Importance  Although the detrimental effects of alcohol on the brain are widely acknowledged, observed structural changes are highly heterogeneous, and diagnostic markers for characterizing alcohol-induced brain damage, especially in early abstinence, are lacking. This heterogeneity, likely contributed to by comorbidity factors in patients with alcohol use disorder (AUD), challenges a direct link of brain alterations to the pathophysiology of alcohol misuse. Translational studies in animal models may help bridge this causal gap.

Objective  To compare microstructural properties extracted using advanced diffusion tensor imaging (DTI) in the brains of patients with AUD and a well-controlled rat model of excessive alcohol consumption and monitor the progression of these properties during early abstinence.

Design, Setting, and Participants  This prospective observational study included 2 cohorts of hospitalized patients with AUD (n = 91) and Marchigian Sardinian alcohol-preferring (msP) rats (n = 27). In humans cross-sectional comparison were performed with control participants (healthy men [n = 36]) and longitudinal comparisons between different points after alcohol withdrawal. In rats, longitudinal comparisons were performed in alcohol-exposed (n = 27) and alcohol-naive msP rats (n = 9). Human data were collected from March 7, 2013, to August 3, 2016, and analyzed from June 14, 2017, to May 31, 2018; rat data were collected from January 15, 2017, to May 12, 2017, and analyzed from October 11, 2017, to May 28, 2018.

Main Outcomes and Measures  Fractional anisotropy and other DTI measures of white matter properties after long-term alcohol exposure and during early abstinence in both species and clinical and demographic variables and time of abstinence after discharge from hospital in patients.

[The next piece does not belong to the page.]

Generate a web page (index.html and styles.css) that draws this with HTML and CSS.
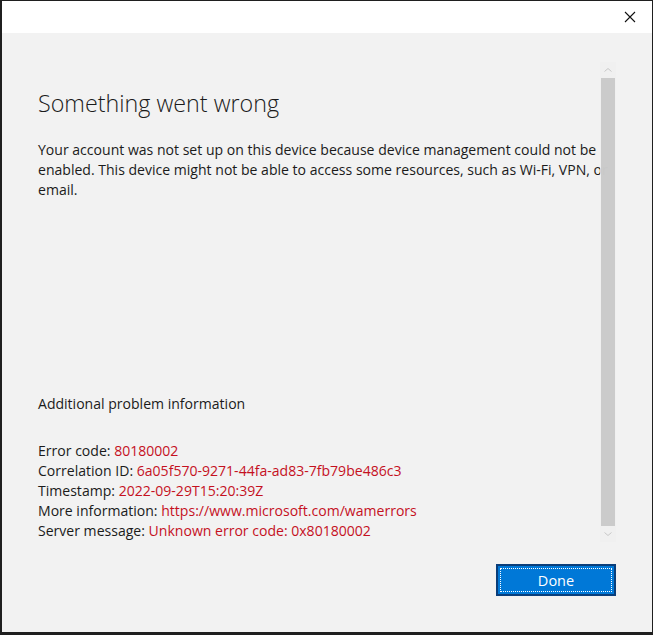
FILE: index.html
```html
<!DOCTYPE html>
<html>
<head>
<meta charset="utf-8">
<link rel="stylesheet" href="styles.css">
</head>
<body>
<div class="window">
  <div class="titlebar">
    <button class="close" aria-label="Close">
      <svg width="12" height="12" viewBox="0 0 12 12"><path d="M1 1 L11 11 M11 1 L1 11" stroke="#111" stroke-width="1.1" fill="none"/></svg>
    </button>
  </div>
  <div class="main">
    <div class="content">
      <h1 class="title">Something went wrong</h1>
      <p class="message">Your account was not set up on this device because device management could not be enabled. This device might not be able to access some resources, such as Wi-Fi, VPN, or email.</p>
      <p class="subhead">Additional problem information</p>
      <div class="details">
        <div>Error code: <span class="val">80180002</span></div>
        <div>Correlation ID: <span class="val">6a05f570-9271-44fa-ad83-7fb79be486c3</span></div>
        <div>Timestamp: <span class="val">2022-09-29T15:20:39Z</span></div>
        <div>More information: <span class="val">https://www.microsoft.com/wamerrors</span></div>
        <div>Server message: <span class="val">Unknown error code: 0x80180002</span></div>
      </div>
    </div>
    <div class="scrollbar">
      <svg class="arrow" width="16" height="12" viewBox="0 0 16 12"><path d="M4.5 7.5 L8 4.5 L11.5 7.5" stroke="#c8c8c8" stroke-width="1" fill="none"/></svg>
      <div class="thumb"></div>
      <svg class="arrow" width="16" height="12" viewBox="0 0 16 12"><path d="M4.5 4.5 L8 7.5 L11.5 4.5" stroke="#c8c8c8" stroke-width="1" fill="none"/></svg>
    </div>
  </div>
  <div class="footer">
    <button class="done"><span class="focus">Done</span></button>
  </div>
</div>
</body>
</html>
```
FILE: styles.css
```css
html, body {
  margin: 0;
  padding: 0;
  background: #1f1f1f;
}
body {
  width: 653px;
  height: 635px;
  overflow: hidden;
  font-family: "Segoe UI", "Open Sans", "Noto Sans", sans-serif;
}
.window {
  box-sizing: border-box;
  width: 653px;
  height: 635px;
  border-style: solid;
  border-color: #1f1f1f;
  border-width: 1px 1px 3px 2px;
  background: #f2f2f2;
  display: flex;
  flex-direction: column;
}
.titlebar {
  height: 32px;
  background: #ffffff;
  display: flex;
  justify-content: flex-end;
  align-items: center;
  flex-shrink: 0;
}
.close {
  border: 0;
  background: transparent;
  width: 46px;
  height: 32px;
  padding: 0;
  display: flex;
  align-items: center;
  justify-content: center;
  margin-right: -1px;
}
.main {
  position: relative;
  flex: 1;
  padding: 0 36px 0 36px;
}
.content {
  color: #1b1b1b;
  font-size: 14.05px;
  line-height: 20px;
}
.title {
  margin: 55px 0 0 0;
  font-size: 23.3px;
  font-weight: 300;
  line-height: 30px;
  color: #1b1b1b;
}
.message {
  margin: 22px 0 0 0;
  width: 574px;
}
.subhead {
  margin: 194px 0 0 0;
}
.details {
  margin-top: 27px;
}
.val {
  color: #c5111f;
}
.scrollbar {
  position: absolute;
  top: 29px;
  right: 36px;
  width: 16px;
  height: 480px;
  background: rgba(240, 240, 240, 0.85);
  display: flex;
  flex-direction: column;
  align-items: center;
}
.arrow {
  flex-shrink: 0;
  margin: 2px 0;
}
.thumb {
  flex: 1;
  width: 14px;
  background: rgba(198, 198, 198, 0.9);
}
.footer {
  height: 68px;
  flex-shrink: 0;
  display: flex;
  justify-content: flex-end;
  align-items: flex-start;
  padding-right: 36px;
}
.done {
  width: 120px;
  height: 32px;
  box-sizing: border-box;
  border: 2px solid #0a3e7a;
  background: #0078d7;
  padding: 2px;
  font-family: inherit;
  font-size: 14.5px;
  color: #ffffff;
  display: flex;
}
.focus {
  flex: 1;
  border: 1px dotted #ffffff;
  display: flex;
  align-items: center;
  justify-content: center;
}
```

Results  The analysis included 91 men with AUD (mean [SD] age, 46.1 [9.6] years) and 27 male rats in the AUD groups and 36 male controls (mean [SD] age, 41.7 [9.3] years) and 9 male control rats. Comparable DTI alterations were found between alcohol and control groups in both species, with a preferential involvement of the corpus callosum (fractional anisotropy Cohen d = −0.84 [P < .01] corrected in humans and Cohen d = −1.17 [P < .001] corrected in rats) and the fornix/fimbria (fractional anisotropy Cohen d = −0.92 [P < .001] corrected in humans and d = −1.24 [P < .001] corrected in rats). Changes in DTI were associated with preadmission consumption patterns in patients and progress in humans and rats during 6 weeks of abstinence. Mathematical modeling shows this process to be compatible with a sustained demyelination and/or a glial reaction.

Conclusions and Relevance  Using a translational DTI approach, comparable white matter alterations were found in patients with AUD and rats with long-term alcohol consumption. In humans and rats, a progression of DTI alterations into early abstinence (2-6 weeks) suggests an underlying process that evolves soon after cessation of alcohol use.